* [Set task]:
Give back each entry unchanged, minus pictures.
begin Data extract
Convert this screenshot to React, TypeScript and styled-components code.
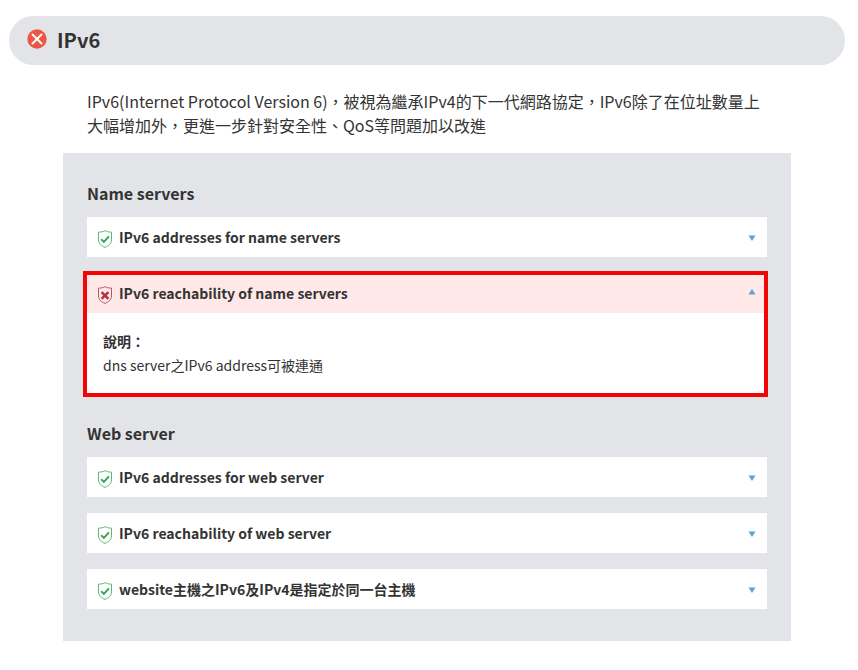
import React, { useState } from "react";
import styled, { createGlobalStyle } from "styled-components";

const GlobalStyle = createGlobalStyle`
  *, *::before, *::after { box-sizing: border-box; }
  body {
    margin: 0;
    background: #fff;
    color: #333;
    font-family: "Noto Sans CJK TC", "Noto Sans", sans-serif;
    font-size: 16px;
    line-height: 24px;
  }
`;

const Page = styled.main`
  padding: 16px 13px 24px 9px;
`;

const TitleBar = styled.header`
  display: flex;
  align-items: center;
  gap: 10px;
  min-height: 49px;
  padding: 0 18px 2px;
  border-radius: 25px;
  background: #e3e4e8;
`;

const Title = styled.h1`
  margin: 0;
  font-size: 20px;
  line-height: 32px;
  font-weight: 700;
`;

const TitleIcon = styled.svg`
  flex: none;
  width: 20px;
  height: 20px;
  margin-bottom: 2px;
`;

const Content = styled.div`
  margin: 0 54px;
`;

const Intro = styled.p`
  margin: 0;
  padding: 24px 24px 16px;
`;

const Panel = styled.div`
  display: flex;
  flex-direction: column;
  gap: 24px;
  padding: 24px 24px 32px;
  background: #e3e4e8;
`;

const SectionTitle = styled.h2`
  margin: 0 0 8px;
  font-size: 16px;
  line-height: 32px;
  font-weight: 700;
`;

const Items = styled.div`
  display: flex;
  flex-direction: column;
  gap: 16px;
`;

const Item = styled.div`
  position: relative;
  background: #fff;
`;

const ItemHeading = styled.h3`
  margin: 0;
  font-size: 14px;
`;

const Toggle = styled.button<{ $failed: boolean }>`
  display: flex;
  align-items: center;
  gap: 7px;
  width: 100%;
  min-height: 40px;
  padding: 0 11px;
  border: 0;
  background: ${({ $failed }) => ($failed ? "#ffe8e8" : "#fff")};
  color: inherit;
  font: inherit;
  font-weight: 700;
  line-height: 24px;
  text-align: left;
  cursor: pointer;
`;

const Label = styled.span`
  flex: 1;
`;

const Shield = styled.svg`
  flex: none;
  width: 14px;
  height: 18px;
  margin-top: 3px;
`;

const Arrow = styled.svg<{ $open: boolean }>`
  flex: none;
  width: 8px;
  height: 6px;
  margin-top: ${({ $open }) => ($open ? "0" : "2px")};
  margin-bottom: ${({ $open }) => ($open ? "2px" : "0")};
`;

const Details = styled.div`
  padding: 16px;
  font-size: 14px;
`;

const Term = styled.strong`
  display: block;
`;

const Highlight = styled.div`
  position: absolute;
  inset: -2px -1px -4px -4px;
  border: 4px solid #f20505;
  pointer-events: none;
`;

function ShieldIcon({ failed }: { failed: boolean }) {
  const color = failed ? "#aa3340" : "#3ca454";
  return (
    <Shield viewBox="0 0 14 18" fill="none" stroke={color} aria-hidden="true">
      <path
        d="M7 .6C5.400 1.700 3.200 2.100.5 2.100V10c0 3.600 2.700 5.700 6.500 7.400 3.800-1.700 6.500-3.800 6.500-7.400V2.100C10.800 2.100 8.600 1.700 7 .6Z"
        strokeWidth={0.8}
      />
      {failed ? (
        <path d="m3.600 6.200 6.800 6.600m0-6.600-6.800 6.600" strokeWidth={2.400} />
      ) : (
        <path d="m3.200 9.300 2.700 2.600 5-5.600" strokeWidth={2} />
      )}
    </Shield>
  );
}

interface CheckProps {
  id: string;
  label: string;
  failed?: boolean;
  highlighted?: boolean;
  children?: React.ReactNode;
}

function Check({ id, label, failed = false, highlighted = false, children }: CheckProps) {
  const [open, setOpen] = useState(failed);
  return (
    <Item>
      <ItemHeading>
        <Toggle
          type="button"
          $failed={failed}
          aria-expanded={open}
          aria-controls={open && children ? id : undefined}
          onClick={() => setOpen(!open)}
        >
          <ShieldIcon failed={failed} />
          <Label>{label}</Label>
          <Arrow $open={open} viewBox="0 0 8 6" fill="#56a8d0" aria-hidden="true">
            <path d={open ? "M4 0 7.500 5.500h-7Z" : "M.5.5h7L4 6Z"} />
          </Arrow>
        </Toggle>
      </ItemHeading>
      {open && children && <Details id={id}>{children}</Details>}
      {highlighted && <Highlight />}
    </Item>
  );
}

export default function App() {
  return (
    <>
      <GlobalStyle />
      <Page>
        <TitleBar>
          <TitleIcon viewBox="0 0 20 20" aria-hidden="true">
            <circle cx="10" cy="10" r="9.700" fill="#ee5644" />
            <path d="m5.500 5.500 9 9m0-9-9 9" stroke="#fff" strokeWidth="2" strokeLinecap="round" />
          </TitleIcon>
          <Title>IPv6</Title>
        </TitleBar>
        <Content>
          <Intro>
            IPv6(Internet Protocol Version 6)，被視為繼承IPv4的下一代網路協定，IPv6除了在位址數量上大幅增加外，更進一步針對安全性、QoS等問題加以改進
          </Intro>
          <Panel>
            <section>
              <SectionTitle>Name servers</SectionTitle>
              <Items>
                <Check id="ns-address" label="IPv6 addresses for name servers" />
                <Check id="ns-reach" label="IPv6 reachability of name servers" failed highlighted>
                  <Term>說明：</Term>
                  dns server之IPv6 address可被連通
                </Check>
              </Items>
            </section>
            <section>
              <SectionTitle>Web server</SectionTitle>
              <Items>
                <Check id="web-address" label="IPv6 addresses for web server" />
                <Check id="web-reach" label="IPv6 reachability of web server" />
                <Check id="web-same" label="website主機之IPv6及IPv4是指定於同一台主機" />
              </Items>
            </section>
          </Panel>
        </Content>
      </Page>
    </>
  );
}
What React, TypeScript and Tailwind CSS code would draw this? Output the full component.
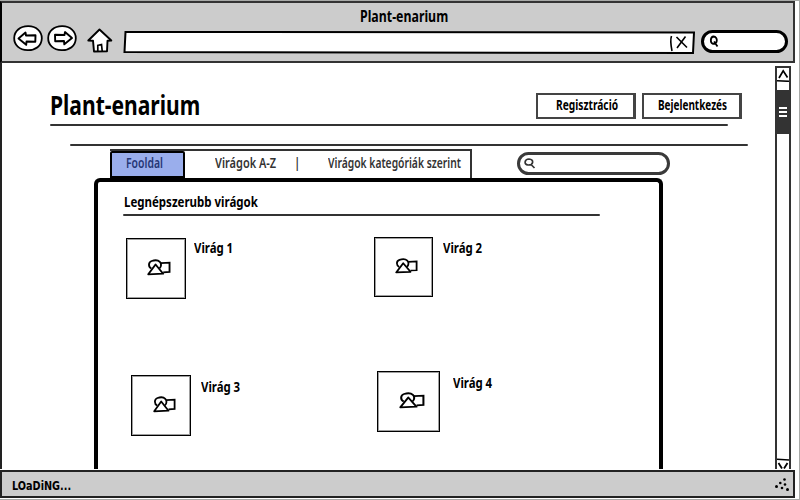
end Data extract
* [Reply]:
Convert this screenshot to React, TypeScript and styled-components code.
import React, { useState } from "react";
import styled, { createGlobalStyle } from "styled-components";

const GlobalStyle = createGlobalStyle`
  *, *::before, *::after { box-sizing: border-box; }
  body {
    margin: 0;
    background: #fff;
    color: #333;
    font-family: "Noto Sans CJK TC", "Noto Sans", sans-serif;
    font-size: 16px;
    line-height: 24px;
  }
`;

const Page = styled.main`
  padding: 16px 13px 24px 9px;
`;

const TitleBar = styled.header`
  display: flex;
  align-items: center;
  gap: 10px;
  min-height: 49px;
  padding: 0 18px 2px;
  border-radius: 25px;
  background: #e3e4e8;
`;

const Title = styled.h1`
  margin: 0;
  font-size: 20px;
  line-height: 32px;
  font-weight: 700;
`;

const TitleIcon = styled.svg`
  flex: none;
  width: 20px;
  height: 20px;
  margin-bottom: 2px;
`;

const Content = styled.div`
  margin: 0 54px;
`;

const Intro = styled.p`
  margin: 0;
  padding: 24px 24px 16px;
`;

const Panel = styled.div`
  display: flex;
  flex-direction: column;
  gap: 24px;
  padding: 24px 24px 32px;
  background: #e3e4e8;
`;

const SectionTitle = styled.h2`
  margin: 0 0 8px;
  font-size: 16px;
  line-height: 32px;
  font-weight: 700;
`;

const Items = styled.div`
  display: flex;
  flex-direction: column;
  gap: 16px;
`;

const Item = styled.div`
  position: relative;
  background: #fff;
`;

const ItemHeading = styled.h3`
  margin: 0;
  font-size: 14px;
`;

const Toggle = styled.button<{ $failed: boolean }>`
  display: flex;
  align-items: center;
  gap: 7px;
  width: 100%;
  min-height: 40px;
  padding: 0 11px;
  border: 0;
  background: ${({ $failed }) => ($failed ? "#ffe8e8" : "#fff")};
  color: inherit;
  font: inherit;
  font-weight: 700;
  line-height: 24px;
  text-align: left;
  cursor: pointer;
`;

const Label = styled.span`
  flex: 1;
`;

const Shield = styled.svg`
  flex: none;
  width: 14px;
  height: 18px;
  margin-top: 3px;
`;

const Arrow = styled.svg<{ $open: boolean }>`
  flex: none;
  width: 8px;
  height: 6px;
  margin-top: ${({ $open }) => ($open ? "0" : "2px")};
  margin-bottom: ${({ $open }) => ($open ? "2px" : "0")};
`;

const Details = styled.div`
  padding: 16px;
  font-size: 14px;
`;

const Term = styled.strong`
  display: block;
`;

const Highlight = styled.div`
  position: absolute;
  inset: -2px -1px -4px -4px;
  border: 4px solid #f20505;
  pointer-events: none;
`;

function ShieldIcon({ failed }: { failed: boolean }) {
  const color = failed ? "#aa3340" : "#3ca454";
  return (
    <Shield viewBox="0 0 14 18" fill="none" stroke={color} aria-hidden="true">
      <path
        d="M7 .6C5.400 1.700 3.200 2.100.5 2.100V10c0 3.600 2.700 5.700 6.500 7.400 3.800-1.700 6.500-3.800 6.500-7.400V2.100C10.800 2.100 8.600 1.700 7 .6Z"
        strokeWidth={0.8}
      />
      {failed ? (
        <path d="m3.600 6.200 6.800 6.600m0-6.600-6.800 6.600" strokeWidth={2.400} />
      ) : (
        <path d="m3.200 9.300 2.700 2.600 5-5.600" strokeWidth={2} />
      )}
    </Shield>
  );
}

interface CheckProps {
  id: string;
  label: string;
  failed?: boolean;
  highlighted?: boolean;
  children?: React.ReactNode;
}

function Check({ id, label, failed = false, highlighted = false, children }: CheckProps) {
  const [open, setOpen] = useState(failed);
  return (
    <Item>
      <ItemHeading>
        <Toggle
          type="button"
          $failed={failed}
          aria-expanded={open}
          aria-controls={open && children ? id : undefined}
          onClick={() => setOpen(!open)}
        >
          <ShieldIcon failed={failed} />
          <Label>{label}</Label>
          <Arrow $open={open} viewBox="0 0 8 6" fill="#56a8d0" aria-hidden="true">
            <path d={open ? "M4 0 7.500 5.500h-7Z" : "M.5.5h7L4 6Z"} />
          </Arrow>
        </Toggle>
      </ItemHeading>
      {open && children && <Details id={id}>{children}</Details>}
      {highlighted && <Highlight />}
    </Item>
  );
}

export default function App() {
  return (
    <>
      <GlobalStyle />
      <Page>
        <TitleBar>
          <TitleIcon viewBox="0 0 20 20" aria-hidden="true">
            <circle cx="10" cy="10" r="9.700" fill="#ee5644" />
            <path d="m5.500 5.500 9 9m0-9-9 9" stroke="#fff" strokeWidth="2" strokeLinecap="round" />
          </TitleIcon>
          <Title>IPv6</Title>
        </TitleBar>
        <Content>
          <Intro>
            IPv6(Internet Protocol Version 6)，被視為繼承IPv4的下一代網路協定，IPv6除了在位址數量上大幅增加外，更進一步針對安全性、QoS等問題加以改進
          </Intro>
          <Panel>
            <section>
              <SectionTitle>Name servers</SectionTitle>
              <Items>
                <Check id="ns-address" label="IPv6 addresses for name servers" />
                <Check id="ns-reach" label="IPv6 reachability of name servers" failed highlighted>
                  <Term>說明：</Term>
                  dns server之IPv6 address可被連通
                </Check>
              </Items>
            </section>
            <section>
              <SectionTitle>Web server</SectionTitle>
              <Items>
                <Check id="web-address" label="IPv6 addresses for web server" />
                <Check id="web-reach" label="IPv6 reachability of web server" />
                <Check id="web-same" label="website主機之IPv6及IPv4是指定於同一台主機" />
              </Items>
            </section>
          </Panel>
        </Content>
      </Page>
    </>
  );
}
What React, TypeScript and Tailwind CSS code would draw this? Output the full component.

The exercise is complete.